▽

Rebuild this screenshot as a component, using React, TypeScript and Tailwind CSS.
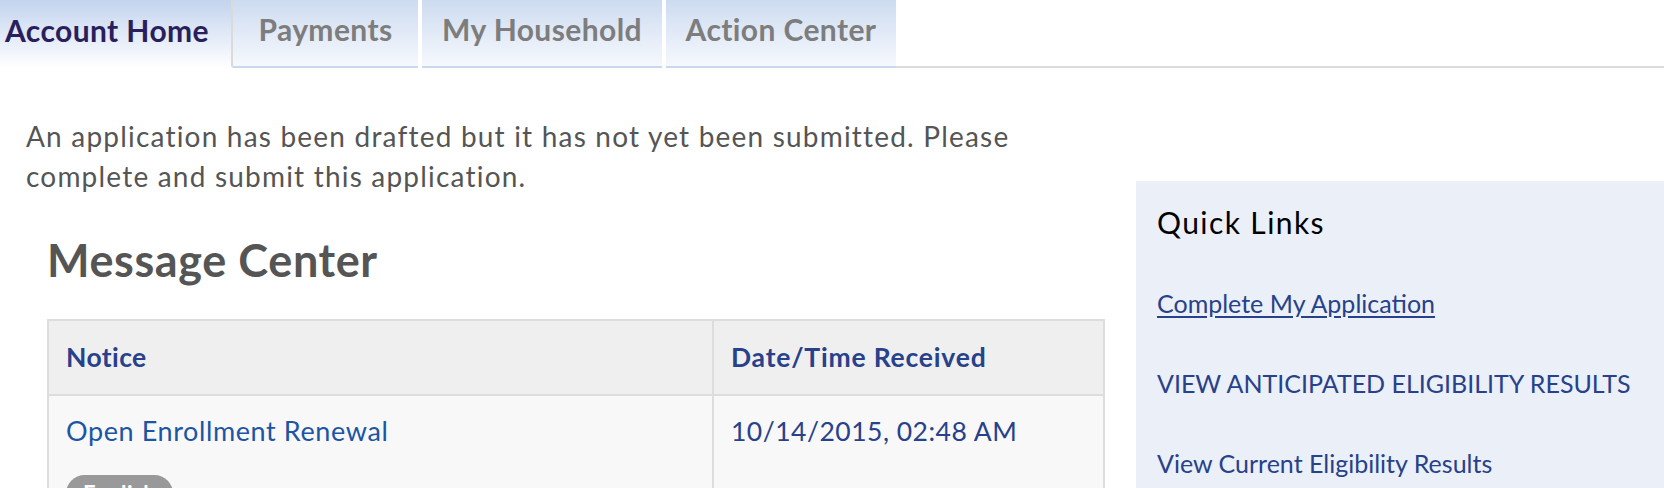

△
▽

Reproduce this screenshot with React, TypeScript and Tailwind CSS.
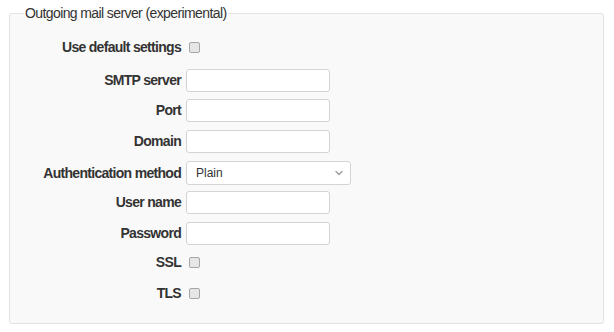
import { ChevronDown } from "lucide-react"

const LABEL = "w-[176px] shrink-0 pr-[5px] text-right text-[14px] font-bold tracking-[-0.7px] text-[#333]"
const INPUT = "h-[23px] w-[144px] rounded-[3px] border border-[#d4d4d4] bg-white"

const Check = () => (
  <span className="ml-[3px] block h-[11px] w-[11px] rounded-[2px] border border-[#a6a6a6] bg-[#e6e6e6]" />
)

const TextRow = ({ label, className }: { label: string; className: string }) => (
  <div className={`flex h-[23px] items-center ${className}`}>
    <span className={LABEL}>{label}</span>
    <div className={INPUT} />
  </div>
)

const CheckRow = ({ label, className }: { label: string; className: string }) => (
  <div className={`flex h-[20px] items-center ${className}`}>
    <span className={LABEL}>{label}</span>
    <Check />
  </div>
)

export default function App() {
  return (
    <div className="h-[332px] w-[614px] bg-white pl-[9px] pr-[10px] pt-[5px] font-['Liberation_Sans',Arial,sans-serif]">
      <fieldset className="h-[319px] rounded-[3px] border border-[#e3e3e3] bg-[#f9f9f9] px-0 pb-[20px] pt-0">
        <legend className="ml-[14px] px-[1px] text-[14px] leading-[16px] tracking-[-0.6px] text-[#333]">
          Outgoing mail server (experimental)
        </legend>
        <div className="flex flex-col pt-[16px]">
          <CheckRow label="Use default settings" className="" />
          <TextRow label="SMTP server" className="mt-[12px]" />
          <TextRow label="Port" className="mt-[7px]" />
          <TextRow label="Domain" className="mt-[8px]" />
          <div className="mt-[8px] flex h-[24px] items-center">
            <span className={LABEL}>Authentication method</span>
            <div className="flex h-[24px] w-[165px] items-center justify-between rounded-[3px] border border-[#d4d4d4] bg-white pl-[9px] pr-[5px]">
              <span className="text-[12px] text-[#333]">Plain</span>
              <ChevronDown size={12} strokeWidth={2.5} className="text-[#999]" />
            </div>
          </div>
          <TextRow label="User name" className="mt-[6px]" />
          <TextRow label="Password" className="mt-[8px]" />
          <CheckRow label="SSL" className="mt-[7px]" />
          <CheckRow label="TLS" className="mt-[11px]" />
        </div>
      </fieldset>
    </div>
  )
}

△

**WHAT THE TASK REQUIRES:** From the material above, copy each line that includes the word "this".

**COMPLETE ANSWER:**
Rebuild this screenshot as a component, using React, TypeScript and Tailwind CSS.
Reproduce this screenshot with React, TypeScript and Tailwind CSS.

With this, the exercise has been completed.